Count lines, not occurrences: report how many lines in the records hold the string "this", and nothing else.

## start

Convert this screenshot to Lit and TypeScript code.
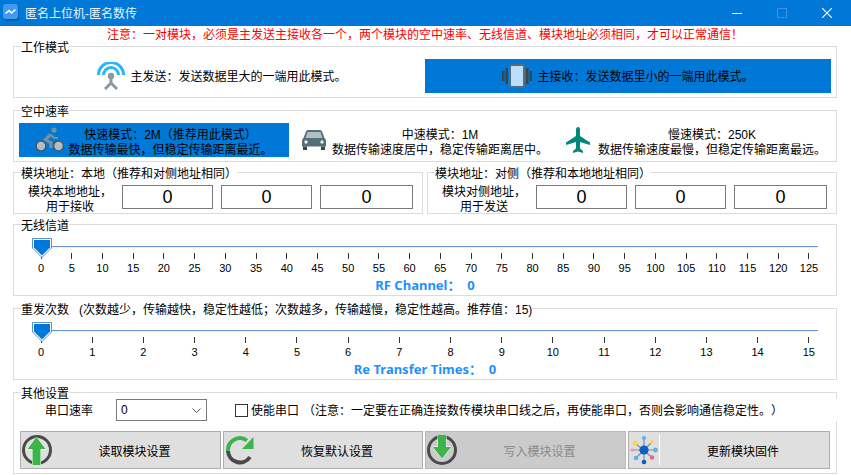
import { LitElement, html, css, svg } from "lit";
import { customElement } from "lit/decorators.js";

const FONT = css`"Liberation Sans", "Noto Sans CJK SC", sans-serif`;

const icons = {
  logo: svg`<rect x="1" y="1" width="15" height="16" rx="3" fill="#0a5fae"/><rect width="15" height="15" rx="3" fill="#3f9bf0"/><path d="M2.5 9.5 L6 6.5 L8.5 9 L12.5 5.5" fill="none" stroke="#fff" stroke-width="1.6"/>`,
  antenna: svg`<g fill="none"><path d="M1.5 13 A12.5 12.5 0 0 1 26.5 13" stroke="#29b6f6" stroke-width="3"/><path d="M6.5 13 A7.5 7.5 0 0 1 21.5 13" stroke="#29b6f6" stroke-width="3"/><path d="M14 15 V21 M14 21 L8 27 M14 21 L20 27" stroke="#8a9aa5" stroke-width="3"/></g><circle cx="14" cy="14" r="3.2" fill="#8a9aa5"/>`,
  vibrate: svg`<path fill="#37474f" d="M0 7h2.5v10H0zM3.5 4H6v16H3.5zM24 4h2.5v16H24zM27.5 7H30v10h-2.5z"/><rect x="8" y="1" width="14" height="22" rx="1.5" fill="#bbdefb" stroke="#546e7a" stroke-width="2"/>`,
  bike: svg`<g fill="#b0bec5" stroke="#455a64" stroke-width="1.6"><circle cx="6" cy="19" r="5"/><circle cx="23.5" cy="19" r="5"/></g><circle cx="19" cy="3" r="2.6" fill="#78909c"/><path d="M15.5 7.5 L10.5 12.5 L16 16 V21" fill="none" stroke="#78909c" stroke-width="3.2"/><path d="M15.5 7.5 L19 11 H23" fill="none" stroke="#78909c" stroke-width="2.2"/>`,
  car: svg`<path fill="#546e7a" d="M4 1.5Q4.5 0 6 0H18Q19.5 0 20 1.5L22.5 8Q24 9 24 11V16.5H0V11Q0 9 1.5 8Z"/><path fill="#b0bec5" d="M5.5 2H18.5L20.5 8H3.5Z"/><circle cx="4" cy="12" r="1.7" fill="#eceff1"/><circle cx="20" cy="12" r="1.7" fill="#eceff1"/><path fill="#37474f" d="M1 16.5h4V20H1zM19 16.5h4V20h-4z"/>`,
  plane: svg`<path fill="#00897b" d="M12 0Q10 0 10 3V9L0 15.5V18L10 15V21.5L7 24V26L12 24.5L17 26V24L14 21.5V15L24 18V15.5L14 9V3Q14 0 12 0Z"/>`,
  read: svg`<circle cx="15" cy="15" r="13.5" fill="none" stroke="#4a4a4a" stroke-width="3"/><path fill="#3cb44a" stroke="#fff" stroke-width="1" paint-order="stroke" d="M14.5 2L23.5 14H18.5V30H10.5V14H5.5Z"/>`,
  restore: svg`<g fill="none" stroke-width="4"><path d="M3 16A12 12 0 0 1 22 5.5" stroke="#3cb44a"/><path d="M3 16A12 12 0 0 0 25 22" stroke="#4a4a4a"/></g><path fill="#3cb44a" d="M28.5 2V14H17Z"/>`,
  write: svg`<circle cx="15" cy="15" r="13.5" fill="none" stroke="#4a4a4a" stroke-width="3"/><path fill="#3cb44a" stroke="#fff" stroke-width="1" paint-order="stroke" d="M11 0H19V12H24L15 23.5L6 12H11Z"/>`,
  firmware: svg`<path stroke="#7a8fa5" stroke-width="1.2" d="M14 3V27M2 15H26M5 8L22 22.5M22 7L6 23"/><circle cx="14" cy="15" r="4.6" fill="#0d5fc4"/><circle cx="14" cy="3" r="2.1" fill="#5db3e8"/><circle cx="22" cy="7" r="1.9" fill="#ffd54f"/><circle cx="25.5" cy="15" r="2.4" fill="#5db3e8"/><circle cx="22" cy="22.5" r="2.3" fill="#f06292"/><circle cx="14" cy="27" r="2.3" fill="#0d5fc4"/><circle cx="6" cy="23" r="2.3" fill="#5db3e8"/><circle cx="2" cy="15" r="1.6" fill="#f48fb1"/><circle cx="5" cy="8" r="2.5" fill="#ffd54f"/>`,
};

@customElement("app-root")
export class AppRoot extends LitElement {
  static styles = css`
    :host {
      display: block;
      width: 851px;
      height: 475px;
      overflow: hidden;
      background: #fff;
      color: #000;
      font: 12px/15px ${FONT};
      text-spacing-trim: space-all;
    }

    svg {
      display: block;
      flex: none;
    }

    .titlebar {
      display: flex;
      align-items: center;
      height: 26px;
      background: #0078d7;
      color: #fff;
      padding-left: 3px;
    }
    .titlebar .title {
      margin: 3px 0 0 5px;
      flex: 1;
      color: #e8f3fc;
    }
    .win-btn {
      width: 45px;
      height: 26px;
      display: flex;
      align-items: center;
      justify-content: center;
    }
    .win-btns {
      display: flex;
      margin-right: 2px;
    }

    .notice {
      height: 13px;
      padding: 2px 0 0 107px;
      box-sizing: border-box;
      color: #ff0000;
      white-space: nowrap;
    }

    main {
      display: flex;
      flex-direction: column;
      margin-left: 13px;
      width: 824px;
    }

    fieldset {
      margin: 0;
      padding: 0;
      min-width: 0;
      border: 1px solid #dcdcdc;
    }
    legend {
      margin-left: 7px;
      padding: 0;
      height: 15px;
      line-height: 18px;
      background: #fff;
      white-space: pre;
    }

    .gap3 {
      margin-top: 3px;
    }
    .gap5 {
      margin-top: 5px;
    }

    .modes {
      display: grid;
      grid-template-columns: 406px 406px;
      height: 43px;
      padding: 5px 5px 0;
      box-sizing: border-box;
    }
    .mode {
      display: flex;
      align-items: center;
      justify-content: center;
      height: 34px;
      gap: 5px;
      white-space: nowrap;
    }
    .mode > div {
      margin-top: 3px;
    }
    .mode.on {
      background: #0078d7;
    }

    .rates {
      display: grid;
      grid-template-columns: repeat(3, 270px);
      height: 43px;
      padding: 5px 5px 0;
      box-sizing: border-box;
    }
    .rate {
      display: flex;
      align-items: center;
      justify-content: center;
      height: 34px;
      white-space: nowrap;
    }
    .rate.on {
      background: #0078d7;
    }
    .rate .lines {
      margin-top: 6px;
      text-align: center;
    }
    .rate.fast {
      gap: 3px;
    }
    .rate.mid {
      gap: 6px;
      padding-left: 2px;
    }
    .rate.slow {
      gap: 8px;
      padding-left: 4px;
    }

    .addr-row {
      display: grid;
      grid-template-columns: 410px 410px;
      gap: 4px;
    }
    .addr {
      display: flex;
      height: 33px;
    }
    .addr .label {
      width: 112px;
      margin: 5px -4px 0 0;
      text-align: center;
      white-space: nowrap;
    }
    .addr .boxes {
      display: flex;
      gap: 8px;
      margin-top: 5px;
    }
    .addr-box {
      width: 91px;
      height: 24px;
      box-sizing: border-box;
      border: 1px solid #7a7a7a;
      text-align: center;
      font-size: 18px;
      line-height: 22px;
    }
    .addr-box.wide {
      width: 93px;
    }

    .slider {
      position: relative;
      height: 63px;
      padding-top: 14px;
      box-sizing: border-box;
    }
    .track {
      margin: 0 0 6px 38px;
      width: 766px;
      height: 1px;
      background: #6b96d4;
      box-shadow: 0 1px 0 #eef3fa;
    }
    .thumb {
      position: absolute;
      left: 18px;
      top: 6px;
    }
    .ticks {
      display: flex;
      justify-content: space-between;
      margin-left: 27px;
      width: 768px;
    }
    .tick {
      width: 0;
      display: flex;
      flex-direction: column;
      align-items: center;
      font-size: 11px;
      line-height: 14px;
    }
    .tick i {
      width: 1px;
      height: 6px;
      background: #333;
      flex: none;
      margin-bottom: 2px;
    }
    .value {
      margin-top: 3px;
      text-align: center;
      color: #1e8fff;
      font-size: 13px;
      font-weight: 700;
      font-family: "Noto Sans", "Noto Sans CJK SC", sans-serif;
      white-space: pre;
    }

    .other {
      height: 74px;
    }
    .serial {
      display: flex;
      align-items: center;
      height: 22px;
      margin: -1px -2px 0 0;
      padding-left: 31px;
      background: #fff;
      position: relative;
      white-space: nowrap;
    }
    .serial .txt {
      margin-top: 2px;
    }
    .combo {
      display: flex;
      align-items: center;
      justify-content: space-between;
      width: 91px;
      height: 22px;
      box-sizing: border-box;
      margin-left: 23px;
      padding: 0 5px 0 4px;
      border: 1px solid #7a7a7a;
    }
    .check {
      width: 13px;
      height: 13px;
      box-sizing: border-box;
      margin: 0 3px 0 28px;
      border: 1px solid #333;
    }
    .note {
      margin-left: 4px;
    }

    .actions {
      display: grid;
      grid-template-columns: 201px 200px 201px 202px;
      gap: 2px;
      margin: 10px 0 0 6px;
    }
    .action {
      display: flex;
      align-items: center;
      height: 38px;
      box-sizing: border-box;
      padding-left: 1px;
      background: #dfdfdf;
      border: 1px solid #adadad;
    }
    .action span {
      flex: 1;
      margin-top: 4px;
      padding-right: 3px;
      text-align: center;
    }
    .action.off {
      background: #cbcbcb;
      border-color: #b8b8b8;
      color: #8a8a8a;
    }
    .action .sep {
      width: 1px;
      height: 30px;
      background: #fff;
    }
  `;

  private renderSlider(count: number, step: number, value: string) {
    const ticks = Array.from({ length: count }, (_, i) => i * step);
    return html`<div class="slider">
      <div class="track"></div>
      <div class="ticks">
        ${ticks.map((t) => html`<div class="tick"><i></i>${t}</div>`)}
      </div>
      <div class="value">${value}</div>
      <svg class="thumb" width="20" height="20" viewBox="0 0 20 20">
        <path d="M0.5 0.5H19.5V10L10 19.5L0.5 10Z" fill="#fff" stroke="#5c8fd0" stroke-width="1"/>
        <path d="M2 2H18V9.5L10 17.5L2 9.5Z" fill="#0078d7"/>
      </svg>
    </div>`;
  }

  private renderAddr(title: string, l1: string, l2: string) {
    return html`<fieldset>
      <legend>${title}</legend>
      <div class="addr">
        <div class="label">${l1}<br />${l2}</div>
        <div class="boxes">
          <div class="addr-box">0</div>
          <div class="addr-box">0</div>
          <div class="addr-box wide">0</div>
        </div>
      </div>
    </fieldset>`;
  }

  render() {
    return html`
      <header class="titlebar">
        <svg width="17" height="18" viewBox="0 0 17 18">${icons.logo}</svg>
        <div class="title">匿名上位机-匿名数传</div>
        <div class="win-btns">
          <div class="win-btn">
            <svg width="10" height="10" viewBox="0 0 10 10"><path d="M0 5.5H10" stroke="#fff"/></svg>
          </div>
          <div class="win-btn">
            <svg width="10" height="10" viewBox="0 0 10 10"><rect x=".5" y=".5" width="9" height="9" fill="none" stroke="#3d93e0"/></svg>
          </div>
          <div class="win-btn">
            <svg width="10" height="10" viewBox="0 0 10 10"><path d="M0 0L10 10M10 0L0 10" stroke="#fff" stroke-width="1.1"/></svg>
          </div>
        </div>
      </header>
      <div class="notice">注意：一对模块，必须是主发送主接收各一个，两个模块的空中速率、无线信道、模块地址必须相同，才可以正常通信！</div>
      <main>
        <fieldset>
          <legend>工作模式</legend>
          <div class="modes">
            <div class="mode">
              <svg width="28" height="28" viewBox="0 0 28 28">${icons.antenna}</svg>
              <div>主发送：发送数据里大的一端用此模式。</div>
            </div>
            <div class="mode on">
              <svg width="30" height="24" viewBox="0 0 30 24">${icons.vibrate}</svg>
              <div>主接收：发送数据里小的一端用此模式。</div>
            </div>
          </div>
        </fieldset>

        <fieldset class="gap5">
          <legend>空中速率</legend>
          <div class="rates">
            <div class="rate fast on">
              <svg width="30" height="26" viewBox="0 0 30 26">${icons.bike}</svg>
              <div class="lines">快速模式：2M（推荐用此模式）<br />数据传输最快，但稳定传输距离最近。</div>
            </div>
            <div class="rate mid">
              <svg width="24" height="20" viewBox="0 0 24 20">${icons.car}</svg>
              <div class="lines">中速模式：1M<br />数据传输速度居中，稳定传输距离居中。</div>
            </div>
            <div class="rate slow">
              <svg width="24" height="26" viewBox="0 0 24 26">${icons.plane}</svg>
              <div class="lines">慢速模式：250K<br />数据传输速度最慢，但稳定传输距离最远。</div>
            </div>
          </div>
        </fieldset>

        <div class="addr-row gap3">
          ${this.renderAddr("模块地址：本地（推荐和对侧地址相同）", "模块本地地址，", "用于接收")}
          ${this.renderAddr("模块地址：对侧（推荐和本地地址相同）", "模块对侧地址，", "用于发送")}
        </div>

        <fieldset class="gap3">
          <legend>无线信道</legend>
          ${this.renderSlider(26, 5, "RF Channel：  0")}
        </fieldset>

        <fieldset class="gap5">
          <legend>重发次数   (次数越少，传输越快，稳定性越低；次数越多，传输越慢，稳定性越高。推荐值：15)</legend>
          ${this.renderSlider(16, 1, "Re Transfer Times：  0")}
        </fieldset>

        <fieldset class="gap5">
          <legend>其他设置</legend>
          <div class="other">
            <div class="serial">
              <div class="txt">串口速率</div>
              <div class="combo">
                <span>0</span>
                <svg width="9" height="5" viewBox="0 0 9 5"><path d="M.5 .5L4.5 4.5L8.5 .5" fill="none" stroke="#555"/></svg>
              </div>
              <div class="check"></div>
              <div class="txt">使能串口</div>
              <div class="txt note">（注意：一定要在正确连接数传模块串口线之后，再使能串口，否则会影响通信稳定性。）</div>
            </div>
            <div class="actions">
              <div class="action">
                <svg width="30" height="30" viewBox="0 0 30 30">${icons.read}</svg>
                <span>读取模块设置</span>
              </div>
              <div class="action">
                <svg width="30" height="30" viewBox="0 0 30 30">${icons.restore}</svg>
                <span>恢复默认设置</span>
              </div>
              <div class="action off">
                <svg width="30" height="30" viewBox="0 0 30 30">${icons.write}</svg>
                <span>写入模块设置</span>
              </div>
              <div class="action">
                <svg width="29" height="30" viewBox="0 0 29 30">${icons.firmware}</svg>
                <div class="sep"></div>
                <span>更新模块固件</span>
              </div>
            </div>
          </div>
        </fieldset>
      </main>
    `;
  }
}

## end
## start

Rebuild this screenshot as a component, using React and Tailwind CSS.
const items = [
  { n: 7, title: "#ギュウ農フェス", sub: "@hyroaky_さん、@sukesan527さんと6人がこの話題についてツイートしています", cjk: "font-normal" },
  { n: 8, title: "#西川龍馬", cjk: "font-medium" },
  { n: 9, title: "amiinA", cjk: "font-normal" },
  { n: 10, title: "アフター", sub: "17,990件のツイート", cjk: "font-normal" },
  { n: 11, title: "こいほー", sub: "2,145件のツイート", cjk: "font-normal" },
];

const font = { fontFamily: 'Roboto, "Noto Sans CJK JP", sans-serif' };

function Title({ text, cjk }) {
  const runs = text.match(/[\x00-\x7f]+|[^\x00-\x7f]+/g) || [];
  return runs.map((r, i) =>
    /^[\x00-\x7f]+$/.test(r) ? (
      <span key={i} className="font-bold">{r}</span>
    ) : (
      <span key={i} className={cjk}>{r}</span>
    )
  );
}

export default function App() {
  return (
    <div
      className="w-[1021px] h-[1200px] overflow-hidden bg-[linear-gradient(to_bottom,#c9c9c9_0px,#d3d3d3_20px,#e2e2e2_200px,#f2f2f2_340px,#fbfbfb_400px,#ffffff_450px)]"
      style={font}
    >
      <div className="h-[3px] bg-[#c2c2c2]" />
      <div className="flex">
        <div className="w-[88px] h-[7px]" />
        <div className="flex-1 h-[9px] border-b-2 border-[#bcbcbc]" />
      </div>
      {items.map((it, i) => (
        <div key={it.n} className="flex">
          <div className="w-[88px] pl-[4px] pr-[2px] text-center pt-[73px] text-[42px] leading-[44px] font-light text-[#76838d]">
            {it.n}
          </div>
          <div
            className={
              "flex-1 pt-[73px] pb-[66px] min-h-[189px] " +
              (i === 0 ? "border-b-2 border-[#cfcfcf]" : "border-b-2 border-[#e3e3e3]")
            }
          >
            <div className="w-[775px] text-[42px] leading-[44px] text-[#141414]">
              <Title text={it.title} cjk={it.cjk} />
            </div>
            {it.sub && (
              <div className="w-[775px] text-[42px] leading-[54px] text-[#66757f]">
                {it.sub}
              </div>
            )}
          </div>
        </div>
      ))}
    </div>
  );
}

## end

### FULL RESPONSE
6